FSP_SUCCESS	Initialization was successful.
FSP_ERR_ASSERTION	A required input pointer is NULL.
FSP_ERR_ALREADY_OPEN	Module is already open.

R_GPT_THREE_PHASE_Stop()

fsp_err_t R_GPT_THREE_PHASE_Stop

(

three_phase_ctrl_t *const

p_ctrl

)

Stops all timers synchronously. Implements three_phase_api_t::stop.

Return values

FSP_SUCCESS	Timers successfully stopped.
FSP_ERR_ASSERTION	p_ctrl was NULL.
FSP_ERR_NOT_OPEN	The instance is not opened.

R_GPT_THREE_PHASE_Start()

fsp_err_t R_GPT_THREE_PHASE_Start

(

three_phase_ctrl_t *const

p_ctrl

)

Starts all timers synchronously. Implements three_phase_api_t::start.

Return values

FSP_SUCCESS	Timers successfully started.
FSP_ERR_ASSERTION	p_ctrl was NULL.
FSP_ERR_NOT_OPEN	The instance is not opened.

R_GPT_THREE_PHASE_Reset()

fsp_err_t R_GPT_THREE_PHASE_Reset

(

three_phase_ctrl_t *const

p_ctrl

)

Resets the counter values to 0. Implements three_phase_api_t::reset.

Return values

FSP_SUCCESS	Counters were reset successfully.
FSP_ERR_ASSERTION	p_ctrl was NULL.
FSP_ERR_NOT_OPEN	The instance is not opened.

R_GPT_THREE_PHASE_DutyCycleSet()

fsp_err_t R_GPT_THREE_PHASE_DutyCycleSet	(	three_phase_ctrl_t *const	p_ctrl,
		three_phase_duty_cycle_t *const	p_duty_cycle
	)

Sets duty cycle for all three timers. Implements three_phase_api_t::dutyCycleSet.

In symmetric PWM mode duty cycle values are reflected after the next trough. In asymmetric PWM mode values are reflected at the next trough OR crest, whichever comes first.

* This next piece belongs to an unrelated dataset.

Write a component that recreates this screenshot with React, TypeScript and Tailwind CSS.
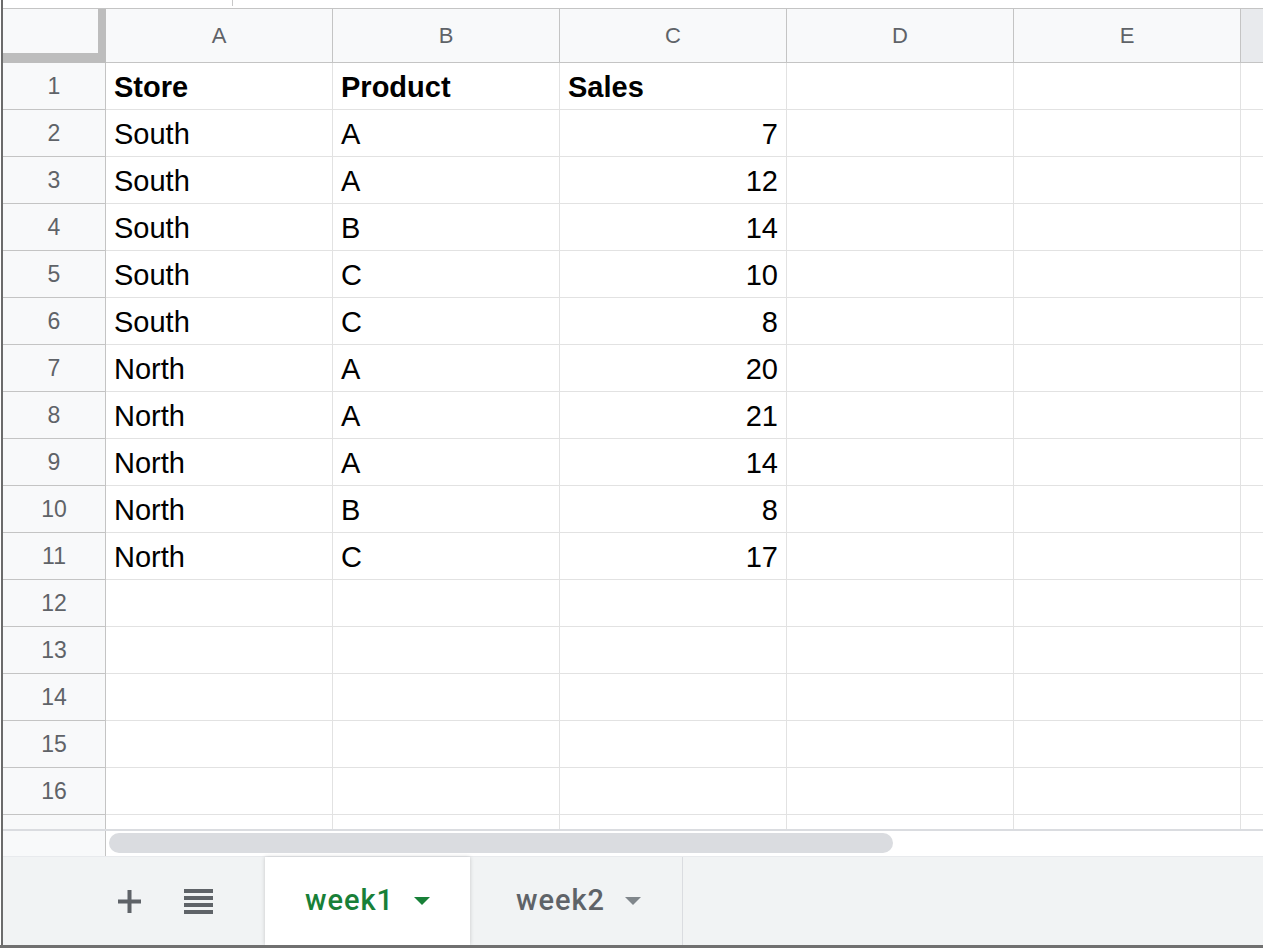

When double-buffering is enabled the values in three_phase_duty_cycle_t::duty_buffer are set to the double-buffer registers. When values are reflected the first time the single buffer values (three_phase_duty_cycle_t::duty) are used. On the second reflection the duty_buffer values are used. In asymmetric PWM mode this enables both count-up and count-down PWM values to be set at trough (or crest) exclusively.

Note

It is recommended to call this function in a high-priority callback to ensure that it is not interrupted and that no GPT events occur during setting that would result in a duty cycle buffer load operation.

Return values

FSP_SUCCESS	Duty cycle updated successfully.
FSP_ERR_ASSERTION	p_ctrl was NULL
FSP_ERR_NOT_OPEN	The instance is not opened.
FSP_ERR_INVALID_ARGUMENT	One or more duty cycle count values was outside the range 0..(period - 1).

R_GPT_THREE_PHASE_CallbackSet()

fsp_err_t R_GPT_THREE_PHASE_CallbackSet	(	three_phase_ctrl_t *const	p_ctrl,
		void(*)(timer_callback_args_t *)	p_callback,
		void const *const	p_context,
		timer_callback_args_t *const	p_callback_memory
	)

Updates the user callback for the GPT U-channel with the option to provide memory for the callback argument structure. Implements three_phase_api_t::callbackSet.

Return values

FSP_SUCCESS	Callback updated successfully.
FSP_ERR_ASSERTION	A required pointer is NULL.
FSP_ERR_NOT_OPEN	The control block has not been opened.

R_GPT_THREE_PHASE_Close()

fsp_err_t R_GPT_THREE_PHASE_Close

(

three_phase_ctrl_t *const

p_ctrl

)

Stops counters, disables output pins, and clears internal driver data. Implements three_phase_api_t::close.

Return values

FSP_SUCCESS	Successful close.
FSP_ERR_ASSERTION	p_ctrl was NULL.
FSP_ERR_NOT_OPEN	The instance is not opened.